Pakistan’s envoy to the US, Asad Majeed Khan, said Islamabad would like to see the Trump administration play a more active role in helping de-escalate the situation. He also said the US’ lack of condemnation of India’s strike on Pakistan was “construed and understood as an endorsement of the Indian position, and that is what emboldened them even more.”
The Chinese government’s top diplomat, State Councillor Wang Yi, spoke to Pakistan Foreign Minister Shah Mahmood Qureshi by phone and expressed “deep concern,” China’s foreign ministry said in a statement on Thursday. Japan’s Foreign Minister Taro Kono said: “Japan strongly urges India and Pakistan to exercise restraint and stabilize the situation through dialogue,” ANI reported.
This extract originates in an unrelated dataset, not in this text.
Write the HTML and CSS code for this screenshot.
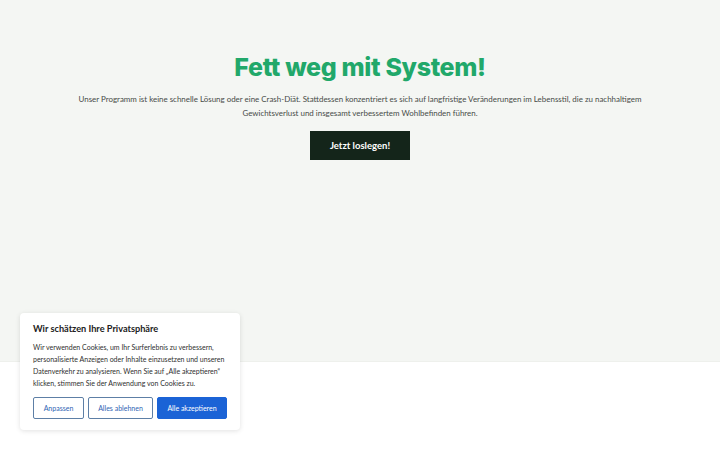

Pakistan had shut its airspace, forcing commercial airlines to reroute or cancel flights. New Delhi also shut its air space on Wednesday, but later opened it. Delhi’s metro was also put on a ‘red alert’ on Wednesday after 6 pm IST.
The Sindh government in Pakistan on Wednesday night formally set up the provincial control room in accordance with “the provision of War Book,” Geo News reported. The control room has “been operationalized for the purpose of preparedness, monitoring, reporting, taking preventive measures and issuing real-time instructions regarding any untoward emergency situation.”
Meanwhile, the Samjhauta Express train service between Pakistan and India was suspended until further notice.